Dans ses romans, et cela certainement pour illustrer la vanne que la démocratie venait d’ouvrir à tous les appétits mélangés dans les mêmes goûts hideux, Balzac présente des personnages hyperboliques, quand ceux de Zola et de Houellebecq, eux, sont métonymiques. Ils contiennent ce qui les contient. Le terme de soumission les désigne assez bien. Alors oui, c’est sale, ça pue, c’est moche, c’est triste, et surtout c’est de mauvais goût, mais enfin on sait tout ce que les bourgeois ont pu dire de Zola à la parution de L’Assommoir, tant leur indifférence pour le peuple avait tourné au dégoût, et vous entendez comme moi le haut-le-cœur des bobos à la parution d’un nouveau roman de Houellebecq. Car dans la bataille des gras contre les maigres ils sont les gras, ceux qui baisent et suent la santé, toisant les maigres, au bord du canal de l’Ourcq, avec l’étonnement où les place leur absence de colère, mais ceux-là sont minoritaires et heureusement d’ailleurs, car le succès de Houellebecq, tout comme celui de Zola est, je crois, le reflet de notre bonne santé mentale.

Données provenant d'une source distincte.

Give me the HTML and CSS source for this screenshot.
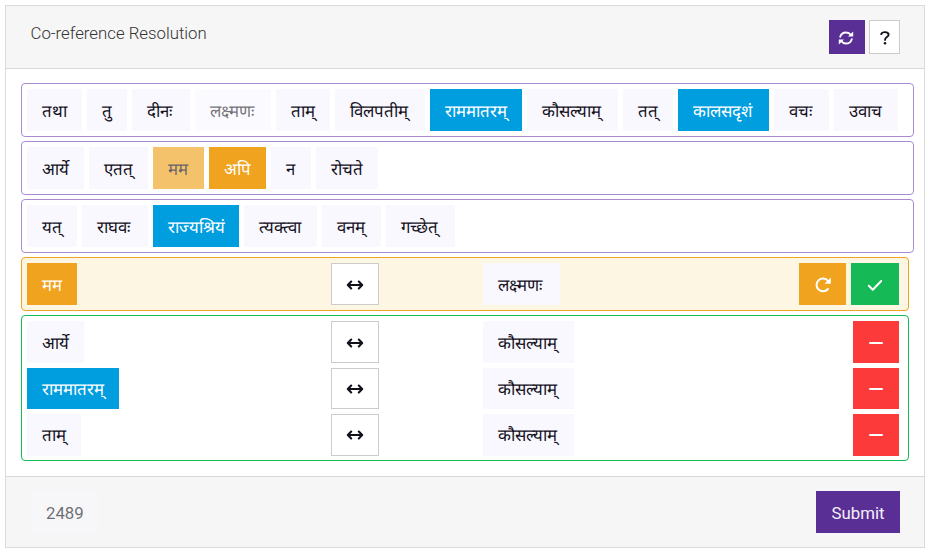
FILE: index.html
```html
<!DOCTYPE html>
<html lang="sa">
<head>
<meta charset="utf-8">
<title>Co-reference Resolution</title>
<link rel="stylesheet" href="styles.css">
</head>
<body>
<svg class="defs" aria-hidden="true">
  <symbol id="arrows" viewBox="0 0 18 12"><path d="M2 6h14M5.2 2.6 1.8 6l3.4 3.4M12.8 2.6 16.2 6l-3.4 3.4"/></symbol>
  <symbol id="minus" viewBox="0 0 14 4"><path d="M1 2h12"/></symbol>
</svg>
<main class="card">
  <header class="card-header">
    <h1 class="title">Co-reference Resolution</h1>
    <div class="tools">
      <button class="tool primary" aria-label="Refresh"><svg class="refresh" viewBox="0 0 16 16"><path d="M2.2 6.8C3 4.2 5.2 2.5 8 2.5c2 0 3.8.8 4.9 2.4M13.8 9.2C13 11.8 10.8 13.5 8 13.5c-2 0-3.8-.8-4.9-2.4"/><path class="solid" d="M15.2 1.4v5.2H10zM.8 14.6V9.400H6z"/></svg></button>
      <button class="tool help" aria-label="Help"><svg class="question" viewBox="0 0 12 16"><path d="M2.2 4.1C2.7 2.7 4.1 2.1 6 2.1c2.1 0 3.6 1 3.6 2.6C9.6 7.1 6 7 6 9.9"/><circle cx="6" cy="13.3" r="1.25"/></svg></button>
    </div>
  </header>
  <section class="card-body">
    <div class="line line-1">
      <span class="token">तथा</span><span class="token">तु</span><span class="token">दीनः</span><span class="token faded">लक्ष्मणः</span><span class="token">ताम्</span><span class="token">विलपतीम्</span><span class="token blue">राममातरम्</span><span class="token">कौसल्याम्</span><span class="token">तत्</span><span class="token blue">कालसदृशं</span><span class="token">वचः</span><span class="token">उवाच</span>
    </div>
    <div class="line line-2">
      <span class="token">आर्ये</span><span class="token">एतत्</span><span class="token orange faded">मम</span><span class="token orange">अपि</span><span class="token">न</span><span class="token">रोचते</span>
    </div>
    <div class="line line-3">
      <span class="token">यत्</span><span class="token">राघवः</span><span class="token blue">राज्यश्रियं</span><span class="token">त्यक्‍त्वा</span><span class="token">वनम्</span><span class="token">गच्छेत्</span>
    </div>
    <div class="relations pending">
      <div class="relation">
        <div><span class="token orange">मम</span></div>
        <div><span class="link"><svg><use href="#arrows"/></svg></span></div>
        <div><span class="token target-short">लक्ष्मणः</span></div>
        <div class="actions">
          <button class="action reset" aria-label="Reset"><svg viewBox="0 0 18 18"><path d="M13.9 13A6.4 6.4 0 1 1 14 5"/><path class="solid" d="M16.8 1.6v6.2h-6.2z"/></svg></button>
          <button class="action confirm" aria-label="Confirm"><svg viewBox="0 0 18 18"><path d="m2.8 9.8 4 4L15.2 5"/></svg></button>
        </div>
      </div>
    </div>
    <div class="relations saved">
      <div class="relation">
        <div><span class="token">आर्ये</span></div>
        <div><span class="link"><svg><use href="#arrows"/></svg></span></div>
        <div><span class="token target">कौसल्याम्</span></div>
        <div class="actions"><button class="action remove" aria-label="Remove"><svg><use href="#minus"/></svg></button></div>
      </div>
      <div class="relation">
        <div><span class="token blue">राममातरम्</span></div>
        <div><span class="link"><svg><use href="#arrows"/></svg></span></div>
        <div><span class="token target">कौसल्याम्</span></div>
        <div class="actions"><button class="action remove" aria-label="Remove"><svg><use href="#minus"/></svg></button></div>
      </div>
      <div class="relation">
        <div><span class="token">ताम्</span></div>
        <div><span class="link"><svg><use href="#arrows"/></svg></span></div>
        <div><span class="token target">कौसल्याम्</span></div>
        <div class="actions"><button class="action remove" aria-label="Remove"><svg><use href="#minus"/></svg></button></div>
      </div>
    </div>
  </section>
  <footer class="card-footer">
    <span class="token faded">2489</span>
    <button class="submit">Submit</button>
  </footer>
</main>
</body>
</html>
```

FILE: styles.css
```css
* { box-sizing: border-box; }
body {
  margin: 0;
  padding: 5px 7px 6px 5px;
  background: #fff;
  font: 400 16.8px/26px Roboto, sans-serif;
  color: #13101c;
}
button { margin: 0; padding: 0; border: 0; font: inherit; color: inherit; }
svg { display: block; fill: none; stroke: currentColor; stroke-linecap: round; stroke-linejoin: round; }
.solid { fill: currentColor; stroke: none; }
.defs { position: absolute; width: 0; height: 0; }
.card { display: flex; flex-direction: column; height: 543px; border: 1px solid #dbdbdb; }
.card-header {
  display: flex;
  justify-content: space-between;
  height: 63px;
  padding: 14px 24px 0 24.5px;
  background: #f6f6f6;
  border-bottom: 1px solid #d8d8d8;
}
.title { margin: 0; font-size: 16.8px; font-weight: 300; line-height: 26px; color: #333; }
.tools { display: flex; gap: 4px; }
.tool { display: flex; align-items: center; justify-content: center; height: 34px; }
.primary { width: 36px; background: #592f95; color: #fff; }
.refresh { width: 16px; height: 16px; margin: 1px 0 0 -2px; stroke-width: 1.8; }
.help { width: 31px; background: #fff; border: 1px solid #ccc; }
.question { width: 12px; height: 16px; margin-top: 1px; stroke-width: 1.9; }
.question circle { fill: currentColor; stroke: none; }
.card-body { flex: 1; display: flex; flex-direction: column; gap: 4px; padding: 14px 10px 0 15px; }
.line {
  display: grid;
  column-gap: 5px;
  height: 54px;
  padding: 5px;
  border: 1px solid #a98bd3;
  border-radius: 4px;
}
.line-1 { grid-template-columns: 55px 40px 58px 76px 54px 90px 92px 91px 50px 91px 55px 64px; }
.line-2 { grid-template-columns: 57px 59px 51px 57px 40px 62px; }
.line-3 { grid-template-columns: 49.5px 66px 86px 73px 59px 69px; }
.token {
  display: inline-block;
  height: 42px;
  padding: 9px 0 7px 15px;
  background: #f9f8fe;
  white-space: nowrap;
  vertical-align: top;
}
.blue { background: #009ddf; color: #fff; }
.orange { background: #f0a31e; color: #fff; }
.faded { opacity: .6; }
.orange.faded { background: #f0a31e; color: #13101c; opacity: .65; }
.relations {
  display: flex;
  flex-direction: column;
  gap: 4.6px;
  margin-right: 5px;
  padding: 5.3px 9px 5px 5px;
  border: 1px solid;
  border-radius: 4px;
}
.pending { height: 54px; background: #fdf6e3; border-color: #f0a31e; }
.saved { height: 146px; border-color: #15b956; }
.relation { display: grid; flex: none; grid-template-columns: 304px 152px 1fr auto; height: 41.7px; }
.relation .token { height: 41.7px; padding: 8.5px 15px 7px; }
.relation .target { width: 91px; }
.relation .target-short { width: 77px; }
.link {
  display: flex;
  align-items: center;
  justify-content: center;
  width: 48px;
  height: 41.7px;
  padding-top: 1px;
  background: #fff;
  border: 1px solid #ccc;
}
.link svg { width: 18px; height: 12px; stroke-width: 2.1; }
.actions { display: flex; gap: 5px; }
.action { display: flex; align-items: center; justify-content: center; height: 41.7px; padding-top: 1px; color: #fff; }
.action svg { width: 18px; height: 18px; stroke-width: 2; }
.reset { width: 47px; background: #f0a31e; }
.confirm { width: 48px; background: #15b956; }
.remove { width: 46px; background: #fc3a3a; }
.action.remove svg { width: 14px; height: 4px; }
.card-footer {
  display: flex;
  justify-content: space-between;
  height: 71px;
  padding: 14px 24px 0 25px;
  background: #f6f6f6;
  border-top: 1px solid #d8d8d8;
}
.card-footer .token { width: 67px; }
.submit { width: 84px; height: 42px; padding-top: 2px; background: #592f95; color: #f4f0fa; }
```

Nous acceptons d’être transpercés. D’être détraqués. Disséqués. D’être morts, nous l’acceptons aussi. Cela, Nabe l’avait dit, lui qui ne se trompe jamais : « Michel ! Tu as frappé là où les gens voulaient que ça leur fasse mal. […] Je n’ai jamais vu un fan à toi, Michel, qui ne soit impuissant. » Dans notre amour pour les romans de Houellebecq se trouve une grande part de faiblesse. De complaisance. Mais sans l’une, et encore moins sans l’autre, il n’y a pas de consolation possible.
Bibliographie sélective
– Céline, Louis-Ferdinand, « Hommage à Zola », [1933], Cahiers Céline n°1, Paris, Gallimard, 1976.
– Gué, Marie, « Nicolas Mathieu, le roman de l’impuissance », Zone Critique, [en ligne], 2019.
– Marris, Bernard, Houellebecq économiste, Paris, Flammarion, 2014.
– Nable, Marc-Édouard, Au Régal des vermines, précédé du Vingt-septième livre, Paris, Le Dilettante, 2005.